▸ **Aim of the task**
Output the material word for word. Leave each picture out.

▸ **Data lines**
________________________________________
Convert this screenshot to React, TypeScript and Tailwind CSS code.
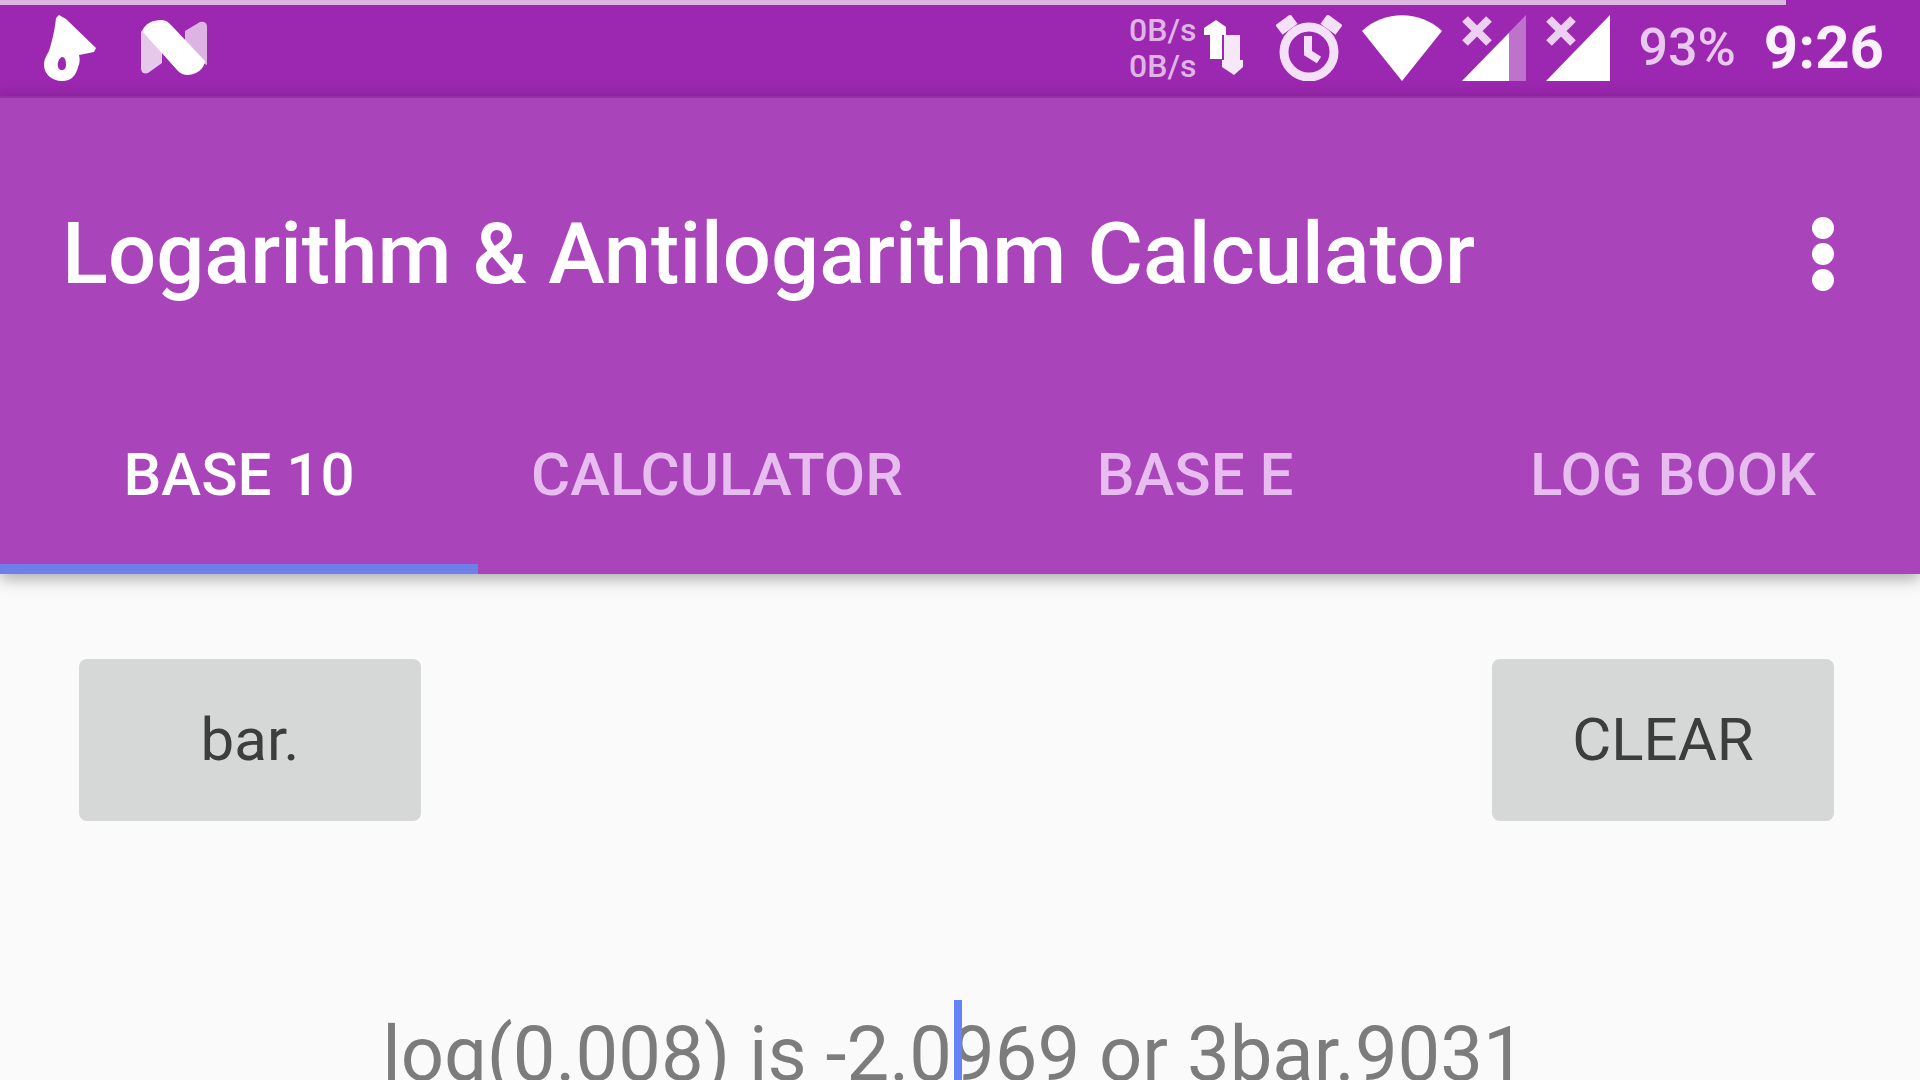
import { useState } from "react";

const TABS = ["BASE 10", "CALCULATOR", "BASE E", "LOG BOOK"] as const;

function PointerIcon() {
  return (
    <svg viewBox="0 0 54 66" className="w-[54px] h-[66px]" fill="#fff">
      <path d="M15 0 L22 4 L52 33 L50 37 L35 40 C36 44 36 48 34 52 C32 60 28 66 18 66 C8 66 0 59 0 50 C0 44 3 40 5 36 C8 27 11 14 12 3 Z M18 42 C15 43 13 48 14 52 C16 57 22 56 22 50 C22 45 21 42 18 42 Z" fillRule="evenodd" />
    </svg>
  );
}

function NougatIcon() {
  return (
    <svg viewBox="0 0 72 58" className="w-[72px] h-[58px]" fill="#fff">
      <path d="M3 12 V49 Q3 56 10 54 L24 44 V20 Z" opacity="0.75" />
      <path d="M69 46 V7 Q68 2 62 3 L47 12 V36 Z" opacity="0.65" />
      <path d="M4 12 Q9 1 24 1 Q29 1 34 7 L67 42 Q66 50 58 54 Q47 59 40 52 Z" />
    </svg>
  );
}

function TransferIcon() {
  return (
    <svg viewBox="0 0 40 56" className="w-10 h-14" fill="#fff">
      <path d="M12 0 L22 7 V15 H18 V39 H6 V15 H0 V8 Z" />
      <path d="M20 15 H36 V40 H39 V47 L30 55 L18 47 V40 H20 Z" opacity="0.9" />
    </svg>
  );
}

function AlarmIcon() {
  return (
    <svg viewBox="0 0 66 66" className="w-[66px] h-[66px]" fill="none" stroke="#f4e0f8">
      <circle cx="33" cy="37" r="25" strokeWidth="9" />
      <path d="M3 15 L18 4 M63 15 L48 4" strokeWidth="12" />
      <path d="M32 21 V38 L43 45" strokeWidth="8" />
    </svg>
  );
}

function WifiIcon() {
  return (
    <svg viewBox="0 0 80 66" className="w-20 h-[66px]" fill="#fff">
      <path d="M0 16 C22 -5 58 -5 80 16 L40 66 Z" />
    </svg>
  );
}

function SignalIcon({ weak = false }: { weak?: boolean }) {
  return (
    <svg viewBox="0 0 64 66" className="w-16 h-[66px]" fill="#fff">
      {weak ? (
        <>
          <path d="M0 66 L64 0 V66 Z" opacity="0.35" />
          <path d="M0 66 L47 18 V66 Z" />
        </>
      ) : (
        <path d="M0 66 L64 0 V66 Z" />
      )}
      <path d="M3 4 L27 28 M27 4 L3 28" stroke="#ecd0f1" strokeWidth="8" />
    </svg>
  );
}

function StatusBar() {
  return (
    <div className="h-24 bg-[#9c27b0] text-white">
      <div className="h-[5px] w-[93%] bg-[#dab6e0]" />
      <div className="flex h-[86px] items-center justify-between pl-11 pr-9">
        <div className="flex items-center gap-10">
          <PointerIcon />
          <NougatIcon />
        </div>
        <div className="flex items-center gap-7">
          <div className="flex items-center gap-5">
            <div className="flex items-center gap-2 mr-3">
              <div className="text-[32px] leading-9 font-medium text-[#dfb5e6]">
                <div>0B/s</div>
                <div>0B/s</div>
              </div>
              <TransferIcon />
            </div>
            <AlarmIcon />
            <WifiIcon />
            <SignalIcon weak />
            <SignalIcon />
          </div>
          <span className="text-[52px] leading-none font-medium text-[#e8c8ee]">93%</span>
          <span className="text-[60px] leading-none font-bold text-[#fbf0fd]">9:26</span>
        </div>
      </div>
    </div>
  );
}

export default function App() {
  const [tab, setTab] = useState(0);
  const [value, setValue] = useState("");

  return (
    <div className="h-screen overflow-hidden bg-[#fafafa] font-['Roboto',sans-serif]">
      <StatusBar />

      <header className="bg-[#aa44bb] border-t-2 border-[#9632a8] shadow-[0_4px_16px_rgba(0,0,0,0.35)]">
        <div className="flex h-[312px] items-center justify-between pl-[62px] pr-[86px]">
          <h1 className="text-[85px] leading-none font-medium text-white whitespace-nowrap">Logarithm &amp; Antilogarithm Calculator</h1>
          <button aria-label="More options" className="flex flex-col gap-1">
            <span className="size-[22px] rounded-full bg-white" />
            <span className="size-[22px] rounded-full bg-white" />
            <span className="size-[22px] rounded-full bg-white" />
          </button>
        </div>
        <nav role="tablist" className="grid grid-cols-4 pr-2">
          {TABS.map((name, i) => (
            <button
              key={name}
              role="tab"
              aria-selected={tab === i}
              onClick={() => setTab(i)}
              className={`h-[164px] pb-6 border-b-10 text-[60px] leading-none font-medium whitespace-nowrap ${
                tab === i ? "border-[#6f7ee8] text-white" : "border-transparent text-[#e6bdee]"
              }`}
            >
              {name}
            </button>
          ))}
        </nav>
      </header>

      <main>
        <div className="flex justify-between pt-[85px] pl-[79px] pr-[86px]">
          <button onClick={() => setValue(value + "bar.")} className="h-[162px] w-[342px] rounded-lg bg-[#d6d8d7] text-[60px] leading-none text-[#3c3d3c]">bar.</button>
          <button onClick={() => setValue("")} className="h-[162px] w-[342px] rounded-lg bg-[#d6d8d7] text-[60px] leading-none text-[#3c3d3c]">CLEAR</button>
        </div>
        <div className="relative mt-[179px] mr-3">
          <input
            aria-label="Number"
            value={value}
            onChange={(e) => setValue(e.target.value)}
            placeholder="log(0.008) is -2.0969 or 3bar.9031"
            className="block h-[108px] w-full bg-transparent text-center text-[76px] text-[#7c7c7c] placeholder:text-[#7c7c7c] outline-none"
          />
          {value === "" && <span className="absolute left-1/2 top-0 h-full w-2 bg-[#6583f7]" />}
        </div>
      </main>
    </div>
  );
}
________________________________________
▸ **Full answer**
Convert this screenshot to React, TypeScript and Tailwind CSS code.
import { useState } from "react";

const TABS = ["BASE 10", "CALCULATOR", "BASE E", "LOG BOOK"] as const;

function PointerIcon() {
  return (
    <svg viewBox="0 0 54 66" className="w-[54px] h-[66px]" fill="#fff">
      <path d="M15 0 L22 4 L52 33 L50 37 L35 40 C36 44 36 48 34 52 C32 60 28 66 18 66 C8 66 0 59 0 50 C0 44 3 40 5 36 C8 27 11 14 12 3 Z M18 42 C15 43 13 48 14 52 C16 57 22 56 22 50 C22 45 21 42 18 42 Z" fillRule="evenodd" />
    </svg>
  );
}

function NougatIcon() {
  return (
    <svg viewBox="0 0 72 58" className="w-[72px] h-[58px]" fill="#fff">
      <path d="M3 12 V49 Q3 56 10 54 L24 44 V20 Z" opacity="0.75" />
      <path d="M69 46 V7 Q68 2 62 3 L47 12 V36 Z" opacity="0.65" />
      <path d="M4 12 Q9 1 24 1 Q29 1 34 7 L67 42 Q66 50 58 54 Q47 59 40 52 Z" />
    </svg>
  );
}

function TransferIcon() {
  return (
    <svg viewBox="0 0 40 56" className="w-10 h-14" fill="#fff">
      <path d="M12 0 L22 7 V15 H18 V39 H6 V15 H0 V8 Z" />
      <path d="M20 15 H36 V40 H39 V47 L30 55 L18 47 V40 H20 Z" opacity="0.9" />
    </svg>
  );
}

function AlarmIcon() {
  return (
    <svg viewBox="0 0 66 66" className="w-[66px] h-[66px]" fill="none" stroke="#f4e0f8">
      <circle cx="33" cy="37" r="25" strokeWidth="9" />
      <path d="M3 15 L18 4 M63 15 L48 4" strokeWidth="12" />
      <path d="M32 21 V38 L43 45" strokeWidth="8" />
    </svg>
  );
}

function WifiIcon() {
  return (
    <svg viewBox="0 0 80 66" className="w-20 h-[66px]" fill="#fff">
      <path d="M0 16 C22 -5 58 -5 80 16 L40 66 Z" />
    </svg>
  );
}

function SignalIcon({ weak = false }: { weak?: boolean }) {
  return (
    <svg viewBox="0 0 64 66" className="w-16 h-[66px]" fill="#fff">
      {weak ? (
        <>
          <path d="M0 66 L64 0 V66 Z" opacity="0.35" />
          <path d="M0 66 L47 18 V66 Z" />
        </>
      ) : (
        <path d="M0 66 L64 0 V66 Z" />
      )}
      <path d="M3 4 L27 28 M27 4 L3 28" stroke="#ecd0f1" strokeWidth="8" />
    </svg>
  );
}

function StatusBar() {
  return (
    <div className="h-24 bg-[#9c27b0] text-white">
      <div className="h-[5px] w-[93%] bg-[#dab6e0]" />
      <div className="flex h-[86px] items-center justify-between pl-11 pr-9">
        <div className="flex items-center gap-10">
          <PointerIcon />
          <NougatIcon />
        </div>
        <div className="flex items-center gap-7">
          <div className="flex items-center gap-5">
            <div className="flex items-center gap-2 mr-3">
              <div className="text-[32px] leading-9 font-medium text-[#dfb5e6]">
                <div>0B/s</div>
                <div>0B/s</div>
              </div>
              <TransferIcon />
            </div>
            <AlarmIcon />
            <WifiIcon />
            <SignalIcon weak />
            <SignalIcon />
          </div>
          <span className="text-[52px] leading-none font-medium text-[#e8c8ee]">93%</span>
          <span className="text-[60px] leading-none font-bold text-[#fbf0fd]">9:26</span>
        </div>
      </div>
    </div>
  );
}

export default function App() {
  const [tab, setTab] = useState(0);
  const [value, setValue] = useState("");

  return (
    <div className="h-screen overflow-hidden bg-[#fafafa] font-['Roboto',sans-serif]">
      <StatusBar />

      <header className="bg-[#aa44bb] border-t-2 border-[#9632a8] shadow-[0_4px_16px_rgba(0,0,0,0.35)]">
        <div className="flex h-[312px] items-center justify-between pl-[62px] pr-[86px]">
          <h1 className="text-[85px] leading-none font-medium text-white whitespace-nowrap">Logarithm &amp; Antilogarithm Calculator</h1>
          <button aria-label="More options" className="flex flex-col gap-1">
            <span className="size-[22px] rounded-full bg-white" />
            <span className="size-[22px] rounded-full bg-white" />
            <span className="size-[22px] rounded-full bg-white" />
          </button>
        </div>
        <nav role="tablist" className="grid grid-cols-4 pr-2">
          {TABS.map((name, i) => (
            <button
              key={name}
              role="tab"
              aria-selected={tab === i}
              onClick={() => setTab(i)}
              className={`h-[164px] pb-6 border-b-10 text-[60px] leading-none font-medium whitespace-nowrap ${
                tab === i ? "border-[#6f7ee8] text-white" : "border-transparent text-[#e6bdee]"
              }`}
            >
              {name}
            </button>
          ))}
        </nav>
      </header>

      <main>
        <div className="flex justify-between pt-[85px] pl-[79px] pr-[86px]">
          <button onClick={() => setValue(value + "bar.")} className="h-[162px] w-[342px] rounded-lg bg-[#d6d8d7] text-[60px] leading-none text-[#3c3d3c]">bar.</button>
          <button onClick={() => setValue("")} className="h-[162px] w-[342px] rounded-lg bg-[#d6d8d7] text-[60px] leading-none text-[#3c3d3c]">CLEAR</button>
        </div>
        <div className="relative mt-[179px] mr-3">
          <input
            aria-label="Number"
            value={value}
            onChange={(e) => setValue(e.target.value)}
            placeholder="log(0.008) is -2.0969 or 3bar.9031"
            className="block h-[108px] w-full bg-transparent text-center text-[76px] text-[#7c7c7c] placeholder:text-[#7c7c7c] outline-none"
          />
          {value === "" && <span className="absolute left-1/2 top-0 h-full w-2 bg-[#6583f7]" />}
        </div>
      </main>
    </div>
  );
}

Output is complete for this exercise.